# CS2 System requirements confusion



## mudfrog (Oct 20, 2006)

Ok people I'm a bit confused on this one  

I'm just looking at the system requirements for CS2 here:
http://www.adobe.com/uk/products/creativesuite/systemreqs.html

Everything looks fine until I look at Acrobat 8 system requirements here:
http://www.adobe.com/uk/products/acrobatpro/productinfo/systemreqs/

It says that it needs 10.4.3!!!!!

But if Acrobat 8 is part of the CS2 package then would'nt it be better to say that CS2 needs 10.4.3?

Does Acrobat 8 run on anything less than 10.4.3?

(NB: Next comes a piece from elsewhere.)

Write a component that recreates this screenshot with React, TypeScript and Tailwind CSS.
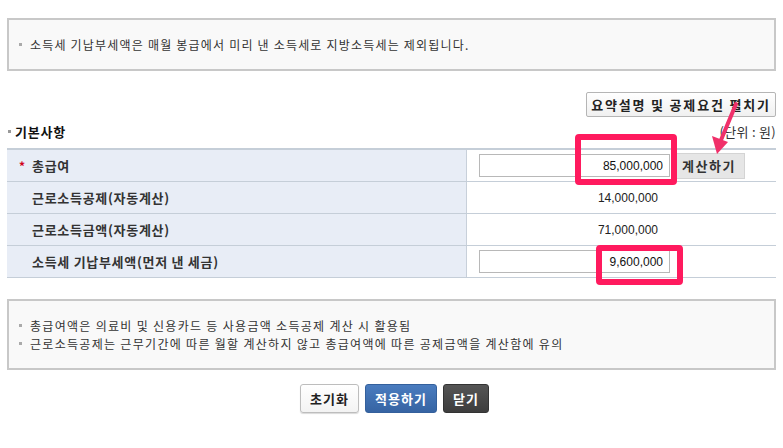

I've got a few machines here still running on 10.3 > that at some point will have CS2 installed. Will I need to get 10.4 installed before installing CS2?

Thanks,

Rich


----------



## MacGizmo (Oct 20, 2006)

You have to understand that Acrobat 8 was NOT part of CS2 when CS2 was released. Acrobat 7 was in the suite. Since then, they've upgraded Acrobat, thus we have new requirements. But the rest of CS2 only requires 10.3 because that's what was available when it was released.

I think you'll see that when CS3 ships early next year, all the apps will probably require 10.4.8 minimum.


----------